Wilenchik had requested an "emergency hearing" before Judge Baca to have us arrested and confined.
He was so filled with vengeance that he could not wait for Judge Baca to even schedule the hearing; he took the law into his own hands.
Now we are supposed to believe that he asked the judge to arrest and confine us, but when he took the law into his own hands later that same day and contacted the Sheriff's Office, he merely wanted to serve us with a ticket? What does a reasonable person conclude after this grotesque circus?
Dennis Wilenchik had us arrested, then lied about it.
Lost in the drama of mug shots and a 4 a.m. release from jail, Wilenchik sought from the court a series of five escalating financial sanctions, beginning with a $100,000 fine and moving onto $10,000 for every hour our story was on the Web, and $10,000 for every hour the issue was on the street.
He meant for us to choose between bankruptcy and the First Amendment.
And this is what makes Thomas' press conference such a farce.
The county attorney took Wilenchik off prosecutions but retained the untethered lawyer for civil actions.

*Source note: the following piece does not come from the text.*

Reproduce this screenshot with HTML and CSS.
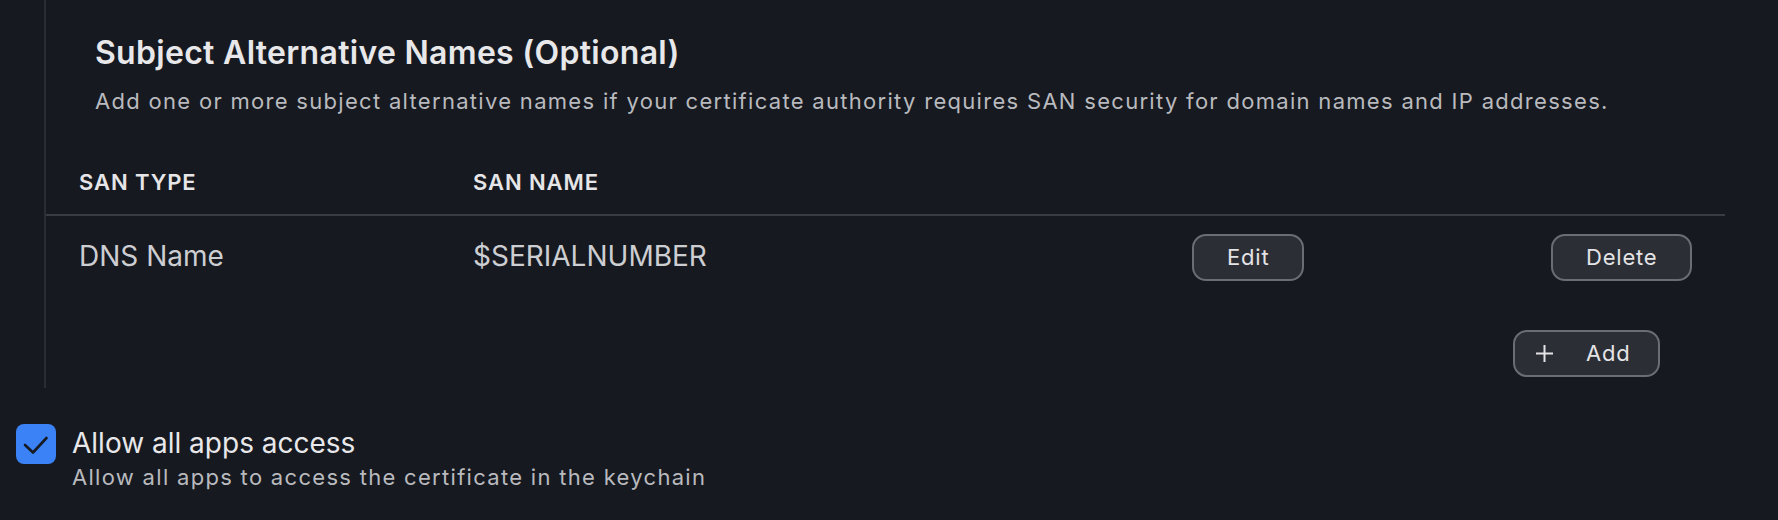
FILE: index.html
```html
<!DOCTYPE html>
<html>
<head>
<meta charset="utf-8">
<link rel="stylesheet" href="styles.css">
</head>
<body>
<div class="section">
  <h2 class="title">Subject Alternative Names (Optional)</h2>
  <p class="desc">Add one or more subject alternative names if your certificate authority requires SAN security for domain names and IP addresses.</p>
  <div class="table">
    <div class="row head">
      <div class="cell">SAN TYPE</div>
      <div class="cell">SAN NAME</div>
      <div class="cell"></div>
      <div class="cell"></div>
    </div>
    <div class="row body">
      <div class="cell">DNS Name</div>
      <div class="cell">$SERIALNUMBER</div>
      <div class="cell"><button class="btn">Edit</button></div>
      <div class="cell"><button class="btn">Delete</button></div>
    </div>
  </div>
  <div class="add-row">
    <button class="btn add">
      <svg class="plus" width="19" height="19" viewBox="0 0 19 19"><path d="M9.5 1v17M1 9.5h17" stroke="#e4e4e6" stroke-width="2" fill="none"/></svg>
      <span>Add</span>
    </button>
  </div>
</div>
<div class="check-row">
  <div class="checkbox">
    <svg width="40" height="40" viewBox="0 0 40 40"><path d="M9 21l8 7.5L30.5 14" stroke="#161a21" stroke-width="2.6" fill="none" stroke-linecap="round" stroke-linejoin="round"/></svg>
  </div>
  <div class="check-text">
    <div class="check-title">Allow all apps access</div>
    <div class="check-sub">Allow all apps to access the certificate in the keychain</div>
  </div>
</div>
</body>
</html>
```

FILE: styles.css
```css
html, body {
  margin: 0;
  padding: 0;
  background: #161920;
  font-family: Inter, "Noto Sans", sans-serif;
  color: #e6e6e8;
  height: 520px;
  overflow: hidden;
}

.section {
  margin-left: 44px;
  border-left: 2px solid #2a2d33;
  padding-top: 35px;
  padding-bottom: 11px;
  width: 1679px;
}

.title {
  margin: 0 0 0 49px;
  font-size: 32px;
  line-height: 36px;
  font-weight: 600;
  letter-spacing: 0.3px;
  color: #e8e8ea;
}

.desc {
  margin: 16px 0 0 49px;
  font-size: 22px;
  line-height: 28px;
  letter-spacing: 1.3px;
  color: #b9babe;
}

.table {
  margin-top: 55px;
}

.row {
  display: grid;
  grid-template-columns: 394px 719px 359px auto;
  padding: 0 32px 0 33px;
  align-items: center;
}

.row.head {
  font-size: 22px;
  line-height: 24px;
  font-weight: 600;
  letter-spacing: 0.9px;
  color: #e6e6e8;
  padding-bottom: 20px;
  border-bottom: 2px solid #393c42;
}

.row.body {
  padding-top: 16px;
  font-size: 28px;
  line-height: 47px;
  color: #cdced2;
}

.btn {
  box-sizing: border-box;
  height: 47px;
  padding: 0 33px;
  border: 2px solid #6a6d73;
  border-radius: 14px;
  background: #2b2e35;
  color: #e4e4e6;
  font-family: Inter, "Noto Sans", sans-serif;
  font-size: 22px;
  letter-spacing: 0.8px;
  line-height: 43px;
  display: inline-flex;
  align-items: center;
}

.add-row {
  display: flex;
  justify-content: flex-end;
  padding-right: 65px;
  margin-top: 49px;
}

.btn.add {
  width: 147px;
  padding: 0 0 0 20px;
  gap: 32px;
}

.plus {
  display: block;
}

.check-row {
  display: flex;
  align-items: flex-start;
  gap: 16px;
  margin: 36px 0 0 16px;
}

.checkbox {
  width: 40px;
  height: 40px;
  border-radius: 8px;
  background: #3b82f6;
  flex: none;
}

.checkbox svg {
  display: block;
}

.check-text {
  margin-top: 4px;
}

.check-title {
  font-size: 28px;
  line-height: 30px;
  color: #e8e8ea;
}

.check-sub {
  margin-top: 5px;
  font-size: 22px;
  line-height: 28px;
  letter-spacing: 1.3px;
  color: #b9babe;
}
```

After all, "he's an excellent attorney," said Thomas.
So the lawyer whose sound judgment sought to put a newspaper out of business over a misdemeanor, sought to jail the papers attorneys, sought to, and did, lock up the paper's leaders can still represent the county in civil matters.
When you examine the behavior of Wilenchik, Thomas, and Arpaio, it is apparent that only arrogance explains their attack on the constitutional right of readers to look at any newspaper without government interference.
Wilenchik, Thomas, and Arpaio were arrogant because they'd successfully mauled the constitutional rights of prisoners, Mexican migrants, political opponents, judges, writers, and editors. And if Wilenchik is willing to jail journalists who buy their ink by the barrel, can you imagine how he treats the little guys stuck in his dragnet?
We are all on Dennis Wilenchik's enemies list.
And Dennis Wilenchik remains County Attorney Andrew Thomas' hit man.